[Feature]: Add ability to disable and enable categories at runtime
Suggestion Description
Hello,
I am currently running inference on a large model using pytorch and multiple processes. I manage to gather perfetto traces however the output is very large. I am only interested in some iterations in the middle. I am currently using: https://github.com/ROCm/omnitrace/pull/235 to reduce the size of the trace as much as possible. However, I would really like to have a more fine grained option that would allow me to decide when to start and stop the tracing (and do that multiple during a run). I went through the source code quickly and it seems that this enable/disable category feature is used for the delayed trace start.
Operating System
Ubuntu
GPU
No response
ROCm Component
No response
I'm a bit confused by what you are asking for here. Is this request not satisfied by the OMNITRACE_ENABLE_CATEGORIES and OMNITRACE_DISABLE_CATEGORIES configuration options noted in #235?

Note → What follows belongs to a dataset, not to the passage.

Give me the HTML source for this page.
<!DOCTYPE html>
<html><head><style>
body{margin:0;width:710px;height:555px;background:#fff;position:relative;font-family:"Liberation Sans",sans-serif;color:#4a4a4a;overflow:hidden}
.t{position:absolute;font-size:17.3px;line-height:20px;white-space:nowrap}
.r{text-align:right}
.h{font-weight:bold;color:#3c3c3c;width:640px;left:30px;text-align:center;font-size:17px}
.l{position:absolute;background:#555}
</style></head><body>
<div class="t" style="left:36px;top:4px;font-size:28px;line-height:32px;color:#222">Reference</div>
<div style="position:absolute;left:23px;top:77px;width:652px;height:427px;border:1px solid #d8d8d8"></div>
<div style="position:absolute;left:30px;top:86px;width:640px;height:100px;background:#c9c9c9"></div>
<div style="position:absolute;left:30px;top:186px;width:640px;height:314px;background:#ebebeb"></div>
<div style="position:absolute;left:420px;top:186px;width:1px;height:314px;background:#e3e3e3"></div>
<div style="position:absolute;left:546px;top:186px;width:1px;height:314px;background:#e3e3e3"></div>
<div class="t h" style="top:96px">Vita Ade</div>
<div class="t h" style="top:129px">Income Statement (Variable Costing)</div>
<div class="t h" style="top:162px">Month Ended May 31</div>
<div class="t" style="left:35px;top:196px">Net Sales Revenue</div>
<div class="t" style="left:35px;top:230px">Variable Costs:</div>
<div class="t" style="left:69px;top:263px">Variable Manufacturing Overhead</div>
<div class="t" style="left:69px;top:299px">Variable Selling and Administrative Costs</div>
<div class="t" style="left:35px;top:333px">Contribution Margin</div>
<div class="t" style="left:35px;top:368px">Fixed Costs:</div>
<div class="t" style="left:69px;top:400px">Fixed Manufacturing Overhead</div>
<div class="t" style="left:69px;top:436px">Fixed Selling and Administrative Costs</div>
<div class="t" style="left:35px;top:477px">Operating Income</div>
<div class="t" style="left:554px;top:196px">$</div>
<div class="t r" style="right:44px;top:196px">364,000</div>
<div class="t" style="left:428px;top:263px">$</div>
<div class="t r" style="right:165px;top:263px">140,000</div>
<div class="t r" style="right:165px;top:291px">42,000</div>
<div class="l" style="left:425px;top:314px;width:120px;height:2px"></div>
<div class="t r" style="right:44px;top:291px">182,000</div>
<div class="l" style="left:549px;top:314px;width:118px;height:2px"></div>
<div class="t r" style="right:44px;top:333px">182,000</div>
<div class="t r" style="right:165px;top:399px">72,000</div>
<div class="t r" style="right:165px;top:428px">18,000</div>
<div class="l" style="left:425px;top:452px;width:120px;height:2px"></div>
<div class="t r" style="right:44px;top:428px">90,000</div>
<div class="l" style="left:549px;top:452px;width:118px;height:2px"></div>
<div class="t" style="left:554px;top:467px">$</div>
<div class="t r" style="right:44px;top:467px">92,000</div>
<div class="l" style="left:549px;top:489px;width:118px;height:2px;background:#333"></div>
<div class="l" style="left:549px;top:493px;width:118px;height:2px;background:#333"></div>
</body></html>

https://github.com/ROCm/omnitrace/blob/0cf017251ec5133d76a153148925b555c897a431/source/lib/core/config.cpp#L677
https://github.com/ROCm/omnitrace/blob/0cf017251ec5133d76a153148925b555c897a431/source/lib/core/config.cpp#L685
Hi, thank you for the quick reply.
Reading my comment I admit this was not very clear.
From what I understand these variables should be set at the start of omnitrace run and define the categories to trace for the whole run. Unless, I am misunderstanding something these variables cannot be changed during a "tracing run". What I would like to do is something like this:
omnitrace-run --trace-stopped -- python my_script.py
And inside my my_script.py:
for i in range(100):
...code_that_should_not_be_traced...
if i > 10 and i < 15:
(handle to loaded so file).start()
...traced_code...
if i > 10 and i < 15:
(handle to loaded so file).stop()
...code_after_section_of_interest...
Thank you again for your time and help.
Hi @ADGLY, sorry for the delay. Perhaps selective instrumentation and source instrumentation can serve your purpose?
@ADGLY I'm going to close this issue due to inactivity. If the suggested solution does not work, feel free to re-open the ticket and we can look into it further.